[Laser] Multimode optical TRX (was: led txr)

Clint Turner turner at ussc.com
Sun Nov 21 18:31:46 EST 2010


The recent discussion on using various modes has been interesting:  If 
the path is more line-of-sight-limited rather than atmosphere-limited - 
that is, there is excess link budget - then it isn't necessary to use 
the most sensitive-possible gear and forgo a couple 10's of dB in favor 
of a modulation scheme other than straight AM:  To be sure, all optical 
communications in which we are likely to to engage is going to be AM of 
some sort - be it direct "baseband" audio or the modulation of a 
subcarrier of some sort.

Early on in testing optical gear, I tested with a number of modes using 
some subcarrier methods - one of which simply involved using a 
singly-balanced mixer (e.g. a couple of CMOS inverter gates) and an 
audio source to produce double sideband.  For receiving, I used a "bat 
listener" detector that I used - essentially a superheterodyne (yes, it 
has an IF) that converts frequencies 10-120 kHz down to audio (I've also 
used it as a VLF receiver.)

I've also used a laptop PC.  Since about any PC has a 48 kHz sample 
rate, subcarriers up to 20-ish kHz can be accommodated and the same DSB 
modulator above works as well.  For receiving, there are a number of 
DSP-type programs around such as Winrad or SDRadio by I2PHD and PowerSDR 
- just to name a few.

These can be used to generate signals as well.  PowerSDR - even if you 
don't have one of the Flex Radios - can be coaxed into generating the 
"IF" signals for transmitting (in the 10kHz range) but about the only 
"Swiss Army Knife" program that I've run across is Spectrum Lab by 
DL4YHF:  This can be made to produce and demodulate AM, FM, SSB, DSB or 
even operate in digital modes (PSK31, FSK, etc.) - but it's not 
particularly "new-user" friendly.  It, too, can use just a standard 
sound card and one can even "cascade" demodulators and filters to do all 
sorts of things like noise reduction, hum removal, notch filtering, etc.
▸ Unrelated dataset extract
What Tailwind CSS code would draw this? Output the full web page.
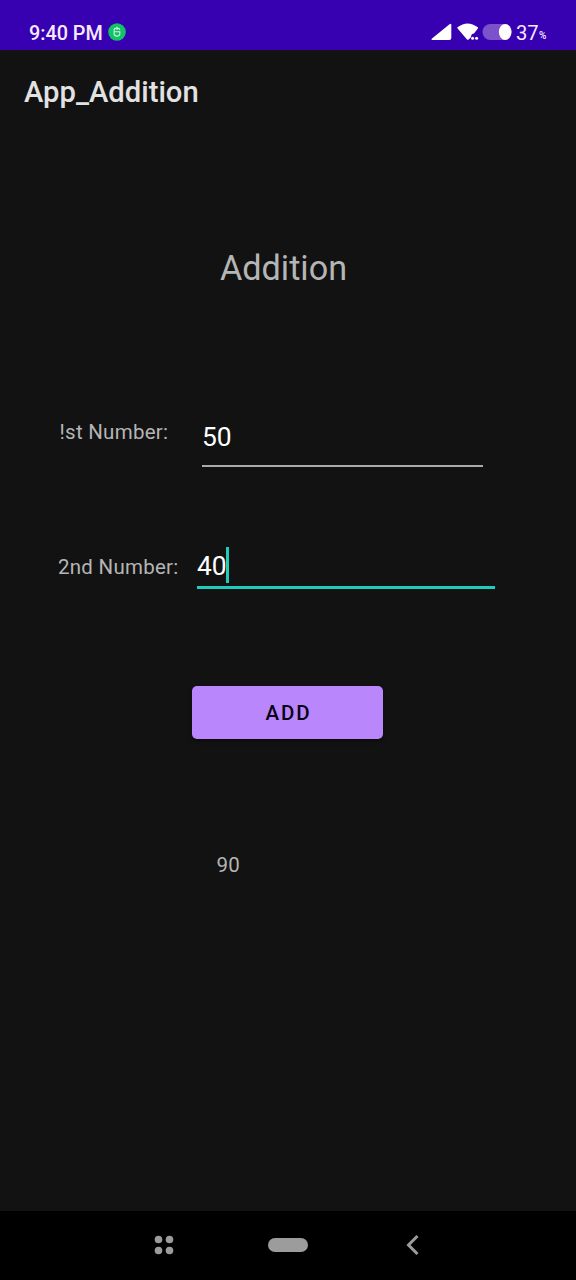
<!DOCTYPE html>
<html lang="en">
<head>
<meta charset="utf-8">
<title>App_Addition</title>
<script src="https://cdn.jsdelivr.net/npm/@tailwindcss/browser@4"></script>
</head>
<body class="bg-[#121212]">
<div class="flex h-[1280px] w-[576px] flex-col overflow-hidden bg-[#121212] font-['Roboto',sans-serif] whitespace-nowrap">
  <header class="flex h-[50px] shrink-0 items-start bg-[#3700b1] pt-[22px] pr-[28px] pl-[29px] text-[#f6e9ff]">
    <span class="mt-[1px] w-[73px] text-[19.800px] leading-[22px] font-medium">9:40 PM</span>
    <svg class="mt-[1px] ml-[5.500px] size-[18px]" viewBox="0 0 18 18" fill="none">
      <circle cx="9" cy="9" r="8.8" fill="#13c266"/>
      <path d="M11.800 7C11.400 4.500 6.300 4.500 6.100 7v4.200c.4 2.600 5.400 2.600 5.700.1V8.800H6.200M9 3.800V7" stroke="#c9f5dc" stroke-width="1.100"/>
    </svg>
    <div class="flex-1"></div>
    <svg class="mt-[1px] h-[18px] w-[22px]" viewBox="0 0 22 18"><path d="M1 15.500 18.500 1.200Q20.300-.2 20.300 2v13q0 2-2 2H2Q-.3 17 1 15.500Z" fill="#fff"/></svg>
    <svg class="mt-[1px] ml-[4px] h-[18px] w-[22px]" viewBox="0 0 22 18" fill="#fff">
      <path d="M.5 4.300Q10.500-3.500 20.800 4.300q.5.600 0 1.300L17 10.400q-2.900.2-3.100 3.800L11.700 16.500q-.9.600-1.700-.1L.6 5.600Q0 4.900.5 4.300Z"/>
      <circle cx="15.600" cy="15.200" r="1.500"/><circle cx="19.600" cy="15.200" r="1.500"/>
    </svg>
    <svg class="mt-[1px] ml-[3px] h-[18px] w-[31px]" viewBox="0 0 31 18"><rect x=".5" y="1" width="29" height="16" rx="8" fill="#7c52ca"/><ellipse cx="23.200" cy="9" rx="6.300" ry="8" fill="#fff"/></svg>
    <span class="ml-[3px] w-[23px] text-[20.200px] leading-[22px]">37</span><span class="mt-[5px] w-[9px] text-[10px] leading-[18px] font-medium">%</span>
  </header>
  <div class="flex h-[86px] shrink-0 items-center pl-[24px]">
    <h1 class="text-[29.200px] leading-none font-medium text-[#e2e2e2]">App_Addition</h1>
  </div>
  <main class="flex flex-1 flex-col text-[20.500px] text-[#b5b5b5]">
    <h2 class="mt-[112px] ml-[220px] text-[34.200px] leading-[40px]">Addition</h2>
    <div class="mt-[117px] flex h-[62px] items-start pl-[59.500px]">
      <label class="w-[142.500px] pt-[15px] leading-[24px] tracking-[0.260px]">!st Number:</label>
      <div class="h-[62px] w-[281px] border-b-2 border-[#aaaaaa] pt-[17px] text-[26.400px] leading-[30px] text-white">50</div>
    </div>
    <div class="mt-[72px] flex h-[50px] items-start pl-[58px]">
      <label class="w-[139px] pt-[16px] leading-[24px] tracking-[0.260px]">2nd Number:</label>
      <div class="flex h-[50px] w-[298px] border-b-[3px] border-[#1fcbbb] text-[26.400px] leading-[30px] text-white"><span class="w-[29px] pt-[12px]">40</span><span class="mt-[8px] h-[36px] w-[3px] bg-[#1fcbbb]"></span></div>
    </div>
    <button class="mt-[97px] ml-[192px] h-[53px] w-[191px] rounded-[5px] bg-[#ba86fb] pl-[2px] text-[20.500px] leading-[24px] font-medium tracking-[1.830px] text-[#090014] shadow-[0_2px_4px_rgba(0,0,0,0.400)]">ADD</button>
    <p class="mt-[114px] ml-[216.500px] leading-[24px] tracking-[0.260px]">90</p>
  </main>
  <nav class="flex h-[69px] shrink-0 items-center bg-black pb-[1px] pl-[154px]">
    <svg class="size-[20px]" viewBox="0 0 20 20" fill="#9c9c9c"><circle cx="4.500" cy="4.500" r="3.800"/><circle cx="15.500" cy="4.500" r="3.800"/><circle cx="4.500" cy="15.500" r="3.800"/><circle cx="15.500" cy="15.500" r="3.800"/></svg>
    <span class="ml-[94px] h-[14px] w-[40px] rounded-full bg-[#9c9c9c]"></span>
    <svg class="ml-[97px] h-[20px] w-[14px]" viewBox="0 0 14 20" fill="none" stroke="#9c9c9c" stroke-width="3"><path d="M12.500 1 3.500 10l9 9"/></svg>
  </nav>
</div>
</body>
</html>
In testing, all of this seems to work just fine and just requires a pair 
of cheap laptops - one for each end:  Some inexpensive netbook computers 
(Acer Aspire Ones) work fine when properly interfaced.  In many cases, 
cheap laptops (such as these Acers) tend to have somewhat inaccurate 
sample rates and fairly high intrinsic noise levels, but Spectrum Lab 
can be configured to compensate for this and the noise floor issue is 
easily mitigated by having adjustable gain in front of everything:  That 
and a simple high-pass filter (above a couple of kHz) would prevent the 
sound card from being blasted by low-frequency noise from the receiver.
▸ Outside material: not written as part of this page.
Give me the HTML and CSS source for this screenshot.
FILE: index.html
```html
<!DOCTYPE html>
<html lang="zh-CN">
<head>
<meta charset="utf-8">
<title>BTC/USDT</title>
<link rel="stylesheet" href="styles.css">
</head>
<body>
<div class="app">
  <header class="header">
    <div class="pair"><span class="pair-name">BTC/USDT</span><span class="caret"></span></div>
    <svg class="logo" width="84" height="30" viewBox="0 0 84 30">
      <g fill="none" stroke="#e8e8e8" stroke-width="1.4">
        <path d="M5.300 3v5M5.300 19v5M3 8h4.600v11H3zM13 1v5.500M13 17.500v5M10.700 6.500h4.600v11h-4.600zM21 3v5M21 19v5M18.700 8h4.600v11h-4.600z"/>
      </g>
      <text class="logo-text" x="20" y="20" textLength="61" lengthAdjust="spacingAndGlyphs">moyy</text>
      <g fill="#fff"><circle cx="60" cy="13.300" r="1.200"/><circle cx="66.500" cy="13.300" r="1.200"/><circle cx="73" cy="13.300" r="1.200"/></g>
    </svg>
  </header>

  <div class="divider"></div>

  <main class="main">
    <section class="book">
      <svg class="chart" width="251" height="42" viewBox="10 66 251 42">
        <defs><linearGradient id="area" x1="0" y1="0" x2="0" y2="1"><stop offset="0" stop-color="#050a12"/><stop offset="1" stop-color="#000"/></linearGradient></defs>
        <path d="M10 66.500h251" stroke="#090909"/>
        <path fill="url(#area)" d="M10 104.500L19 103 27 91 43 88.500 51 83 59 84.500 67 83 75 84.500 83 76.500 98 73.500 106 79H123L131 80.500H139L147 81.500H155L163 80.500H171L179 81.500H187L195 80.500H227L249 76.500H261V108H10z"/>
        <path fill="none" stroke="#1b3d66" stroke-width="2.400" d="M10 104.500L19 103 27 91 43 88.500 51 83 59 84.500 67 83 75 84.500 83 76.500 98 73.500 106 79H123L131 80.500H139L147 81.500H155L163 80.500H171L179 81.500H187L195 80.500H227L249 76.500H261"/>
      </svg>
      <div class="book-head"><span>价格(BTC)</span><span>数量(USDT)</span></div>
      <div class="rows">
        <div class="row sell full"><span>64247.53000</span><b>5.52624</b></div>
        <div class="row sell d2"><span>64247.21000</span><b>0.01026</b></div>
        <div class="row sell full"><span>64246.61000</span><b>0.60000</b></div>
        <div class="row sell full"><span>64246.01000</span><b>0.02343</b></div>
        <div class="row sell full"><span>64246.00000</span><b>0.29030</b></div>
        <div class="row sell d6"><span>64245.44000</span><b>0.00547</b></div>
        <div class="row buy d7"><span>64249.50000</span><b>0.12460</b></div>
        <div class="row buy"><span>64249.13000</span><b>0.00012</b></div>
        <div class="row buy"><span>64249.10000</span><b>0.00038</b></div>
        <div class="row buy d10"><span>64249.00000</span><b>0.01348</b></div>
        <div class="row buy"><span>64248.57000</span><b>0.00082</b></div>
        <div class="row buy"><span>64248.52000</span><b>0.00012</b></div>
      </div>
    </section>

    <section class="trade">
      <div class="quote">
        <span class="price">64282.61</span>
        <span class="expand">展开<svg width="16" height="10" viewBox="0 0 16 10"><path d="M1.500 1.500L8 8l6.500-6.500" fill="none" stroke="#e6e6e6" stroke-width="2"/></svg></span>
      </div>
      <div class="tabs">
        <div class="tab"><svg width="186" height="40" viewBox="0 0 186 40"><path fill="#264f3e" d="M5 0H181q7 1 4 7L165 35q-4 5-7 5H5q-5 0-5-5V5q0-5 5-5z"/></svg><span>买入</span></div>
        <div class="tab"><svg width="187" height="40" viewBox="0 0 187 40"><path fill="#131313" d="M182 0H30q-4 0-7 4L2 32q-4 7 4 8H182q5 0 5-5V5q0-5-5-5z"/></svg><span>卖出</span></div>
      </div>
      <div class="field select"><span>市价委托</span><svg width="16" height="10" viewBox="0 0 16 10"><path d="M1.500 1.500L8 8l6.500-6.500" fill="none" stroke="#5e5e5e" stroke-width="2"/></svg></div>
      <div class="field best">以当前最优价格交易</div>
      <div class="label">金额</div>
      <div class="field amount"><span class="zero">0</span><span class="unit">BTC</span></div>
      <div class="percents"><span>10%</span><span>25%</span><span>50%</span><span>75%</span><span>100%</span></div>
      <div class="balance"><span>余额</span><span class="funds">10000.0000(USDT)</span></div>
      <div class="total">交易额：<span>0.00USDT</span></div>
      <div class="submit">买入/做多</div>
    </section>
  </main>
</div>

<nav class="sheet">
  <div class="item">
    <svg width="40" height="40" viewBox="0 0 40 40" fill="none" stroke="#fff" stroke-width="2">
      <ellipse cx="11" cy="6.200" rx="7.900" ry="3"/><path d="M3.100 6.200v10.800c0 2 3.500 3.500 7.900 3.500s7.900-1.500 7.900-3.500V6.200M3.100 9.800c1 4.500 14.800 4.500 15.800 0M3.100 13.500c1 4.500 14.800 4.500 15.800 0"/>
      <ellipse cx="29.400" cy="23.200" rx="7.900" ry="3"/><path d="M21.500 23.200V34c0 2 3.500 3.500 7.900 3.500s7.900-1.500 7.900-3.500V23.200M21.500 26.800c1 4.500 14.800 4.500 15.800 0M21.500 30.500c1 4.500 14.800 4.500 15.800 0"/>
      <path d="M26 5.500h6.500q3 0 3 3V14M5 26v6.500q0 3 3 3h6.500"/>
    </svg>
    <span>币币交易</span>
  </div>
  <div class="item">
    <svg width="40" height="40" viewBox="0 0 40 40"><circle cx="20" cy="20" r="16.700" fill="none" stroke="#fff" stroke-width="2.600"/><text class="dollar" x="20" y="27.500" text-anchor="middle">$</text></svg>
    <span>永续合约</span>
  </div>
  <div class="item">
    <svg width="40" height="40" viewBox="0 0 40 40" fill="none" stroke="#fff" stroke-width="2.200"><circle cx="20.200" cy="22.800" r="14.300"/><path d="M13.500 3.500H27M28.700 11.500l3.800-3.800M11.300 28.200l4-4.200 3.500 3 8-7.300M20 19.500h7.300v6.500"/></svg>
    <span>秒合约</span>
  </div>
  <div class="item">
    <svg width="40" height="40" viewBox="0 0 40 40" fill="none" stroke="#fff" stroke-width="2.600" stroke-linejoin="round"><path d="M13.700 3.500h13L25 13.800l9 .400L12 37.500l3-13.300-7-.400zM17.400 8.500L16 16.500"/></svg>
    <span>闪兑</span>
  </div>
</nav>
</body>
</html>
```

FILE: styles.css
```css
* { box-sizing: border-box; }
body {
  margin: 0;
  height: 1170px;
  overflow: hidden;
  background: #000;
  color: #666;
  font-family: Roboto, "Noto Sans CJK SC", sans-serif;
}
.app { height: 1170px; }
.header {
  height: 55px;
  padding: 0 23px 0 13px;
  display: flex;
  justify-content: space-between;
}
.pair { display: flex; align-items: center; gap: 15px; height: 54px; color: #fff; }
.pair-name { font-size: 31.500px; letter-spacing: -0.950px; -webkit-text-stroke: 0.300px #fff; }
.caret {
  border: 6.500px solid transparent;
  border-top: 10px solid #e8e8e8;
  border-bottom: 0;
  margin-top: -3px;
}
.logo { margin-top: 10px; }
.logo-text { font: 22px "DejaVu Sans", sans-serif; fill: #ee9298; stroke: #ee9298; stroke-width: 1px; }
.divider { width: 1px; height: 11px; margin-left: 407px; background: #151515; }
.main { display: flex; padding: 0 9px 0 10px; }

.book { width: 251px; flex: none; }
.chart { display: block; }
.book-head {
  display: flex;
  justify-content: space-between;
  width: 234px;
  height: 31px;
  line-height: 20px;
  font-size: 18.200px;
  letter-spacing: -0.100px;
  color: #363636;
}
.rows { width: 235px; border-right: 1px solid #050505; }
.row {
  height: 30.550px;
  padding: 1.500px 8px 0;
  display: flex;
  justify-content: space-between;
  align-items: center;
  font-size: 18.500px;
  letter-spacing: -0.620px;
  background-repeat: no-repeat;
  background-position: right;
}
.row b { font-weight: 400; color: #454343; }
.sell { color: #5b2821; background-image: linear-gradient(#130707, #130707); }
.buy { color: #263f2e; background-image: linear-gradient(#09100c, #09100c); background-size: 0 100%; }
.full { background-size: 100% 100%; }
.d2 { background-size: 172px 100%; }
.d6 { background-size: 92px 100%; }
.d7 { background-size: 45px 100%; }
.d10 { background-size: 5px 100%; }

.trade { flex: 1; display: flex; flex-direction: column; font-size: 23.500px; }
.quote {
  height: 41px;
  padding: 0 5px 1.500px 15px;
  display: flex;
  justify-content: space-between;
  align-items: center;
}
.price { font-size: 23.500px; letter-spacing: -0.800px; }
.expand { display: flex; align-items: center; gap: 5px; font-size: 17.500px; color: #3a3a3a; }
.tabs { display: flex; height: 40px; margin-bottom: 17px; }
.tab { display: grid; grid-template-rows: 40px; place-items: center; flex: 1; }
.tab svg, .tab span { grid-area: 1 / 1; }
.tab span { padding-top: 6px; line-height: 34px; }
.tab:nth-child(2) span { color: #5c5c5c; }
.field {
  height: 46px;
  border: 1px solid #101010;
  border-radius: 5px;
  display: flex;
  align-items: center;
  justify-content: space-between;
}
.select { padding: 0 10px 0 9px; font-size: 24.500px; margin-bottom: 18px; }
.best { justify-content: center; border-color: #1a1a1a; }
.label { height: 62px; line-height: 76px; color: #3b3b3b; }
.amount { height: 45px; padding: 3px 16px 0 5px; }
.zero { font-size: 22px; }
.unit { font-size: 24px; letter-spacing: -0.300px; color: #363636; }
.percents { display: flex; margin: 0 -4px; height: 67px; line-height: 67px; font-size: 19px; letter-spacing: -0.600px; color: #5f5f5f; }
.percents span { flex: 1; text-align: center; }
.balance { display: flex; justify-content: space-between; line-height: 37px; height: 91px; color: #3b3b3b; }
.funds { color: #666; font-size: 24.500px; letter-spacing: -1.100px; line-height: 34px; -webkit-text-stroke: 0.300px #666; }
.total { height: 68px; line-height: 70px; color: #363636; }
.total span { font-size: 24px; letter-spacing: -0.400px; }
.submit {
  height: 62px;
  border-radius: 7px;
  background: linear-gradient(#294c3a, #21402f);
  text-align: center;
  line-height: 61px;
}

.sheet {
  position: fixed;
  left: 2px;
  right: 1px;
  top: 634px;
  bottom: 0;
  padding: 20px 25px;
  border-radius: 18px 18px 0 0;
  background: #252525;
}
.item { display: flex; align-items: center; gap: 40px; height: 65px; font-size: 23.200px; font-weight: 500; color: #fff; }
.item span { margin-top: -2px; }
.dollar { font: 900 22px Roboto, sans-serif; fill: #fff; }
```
It's actually the interface that is a bit tricky:  Switching between TX 
and RX is slightly awkward in the program - but scrips/presets can 
simplify this as the Spectrum Lab  was designed with this in mind.  One 
thing that I *didn't* do was built a T/R interface where the sound 
card's in/out would be swapped back-and-forth during TX/RX switching - 
using a USB Serial interface's handshake lines for "keying" so going 
between TX and RX required moving cables back and forth.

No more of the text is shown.